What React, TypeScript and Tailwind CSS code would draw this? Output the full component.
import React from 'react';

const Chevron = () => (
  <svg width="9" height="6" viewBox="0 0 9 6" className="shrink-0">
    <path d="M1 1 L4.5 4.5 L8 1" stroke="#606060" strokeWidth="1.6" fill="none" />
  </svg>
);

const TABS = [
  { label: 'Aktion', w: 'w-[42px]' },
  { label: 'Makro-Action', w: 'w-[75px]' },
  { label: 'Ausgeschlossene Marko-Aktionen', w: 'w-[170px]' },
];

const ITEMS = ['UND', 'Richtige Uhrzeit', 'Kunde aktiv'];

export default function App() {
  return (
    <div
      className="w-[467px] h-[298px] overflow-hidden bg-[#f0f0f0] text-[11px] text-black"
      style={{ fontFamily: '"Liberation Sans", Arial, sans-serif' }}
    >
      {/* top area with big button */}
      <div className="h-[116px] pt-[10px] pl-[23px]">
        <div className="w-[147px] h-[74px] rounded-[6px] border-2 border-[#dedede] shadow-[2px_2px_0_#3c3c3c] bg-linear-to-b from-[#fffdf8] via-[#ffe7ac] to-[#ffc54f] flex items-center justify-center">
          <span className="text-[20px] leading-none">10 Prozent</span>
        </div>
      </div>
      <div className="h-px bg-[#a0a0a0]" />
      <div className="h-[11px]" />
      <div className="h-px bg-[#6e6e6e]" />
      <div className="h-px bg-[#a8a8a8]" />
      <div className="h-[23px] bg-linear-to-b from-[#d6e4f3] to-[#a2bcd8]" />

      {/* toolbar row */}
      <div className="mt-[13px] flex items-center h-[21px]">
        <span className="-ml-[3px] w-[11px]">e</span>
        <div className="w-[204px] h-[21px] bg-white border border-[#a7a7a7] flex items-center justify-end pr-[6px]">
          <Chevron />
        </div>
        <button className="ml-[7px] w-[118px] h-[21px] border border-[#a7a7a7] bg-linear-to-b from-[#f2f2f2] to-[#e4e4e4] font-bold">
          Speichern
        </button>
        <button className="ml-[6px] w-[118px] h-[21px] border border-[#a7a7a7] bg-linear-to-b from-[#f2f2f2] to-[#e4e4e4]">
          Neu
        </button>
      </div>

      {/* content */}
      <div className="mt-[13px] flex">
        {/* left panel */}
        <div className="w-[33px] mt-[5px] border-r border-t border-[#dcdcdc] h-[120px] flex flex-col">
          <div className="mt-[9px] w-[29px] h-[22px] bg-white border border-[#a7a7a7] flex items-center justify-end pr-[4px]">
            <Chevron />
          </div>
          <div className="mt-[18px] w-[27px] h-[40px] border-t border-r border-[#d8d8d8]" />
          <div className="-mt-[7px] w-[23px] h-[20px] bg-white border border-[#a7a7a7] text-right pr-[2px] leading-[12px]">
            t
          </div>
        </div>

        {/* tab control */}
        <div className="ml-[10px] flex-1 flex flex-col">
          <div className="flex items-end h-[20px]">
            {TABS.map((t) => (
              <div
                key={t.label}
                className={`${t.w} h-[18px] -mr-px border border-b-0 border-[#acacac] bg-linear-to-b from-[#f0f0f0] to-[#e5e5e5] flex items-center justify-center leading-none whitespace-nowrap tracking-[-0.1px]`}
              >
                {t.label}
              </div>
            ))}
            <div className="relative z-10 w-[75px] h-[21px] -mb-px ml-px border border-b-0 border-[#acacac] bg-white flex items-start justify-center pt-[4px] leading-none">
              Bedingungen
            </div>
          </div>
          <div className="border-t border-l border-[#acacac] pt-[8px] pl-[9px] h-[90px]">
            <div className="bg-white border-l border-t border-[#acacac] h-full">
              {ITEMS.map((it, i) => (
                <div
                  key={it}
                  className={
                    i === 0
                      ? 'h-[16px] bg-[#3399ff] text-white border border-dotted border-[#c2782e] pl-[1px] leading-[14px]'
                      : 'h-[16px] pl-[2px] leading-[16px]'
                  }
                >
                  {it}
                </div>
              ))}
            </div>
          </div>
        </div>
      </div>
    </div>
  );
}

_ _ _

** EXERCISE INSTRUCTIONS **
Select from the material above each line in which the string "full" appears, and list those lines.

** RESULT OF THE TASK **
What React, TypeScript and Tailwind CSS code would draw this? Output the full component.
            <div className="bg-white border-l border-t border-[#acacac] h-full">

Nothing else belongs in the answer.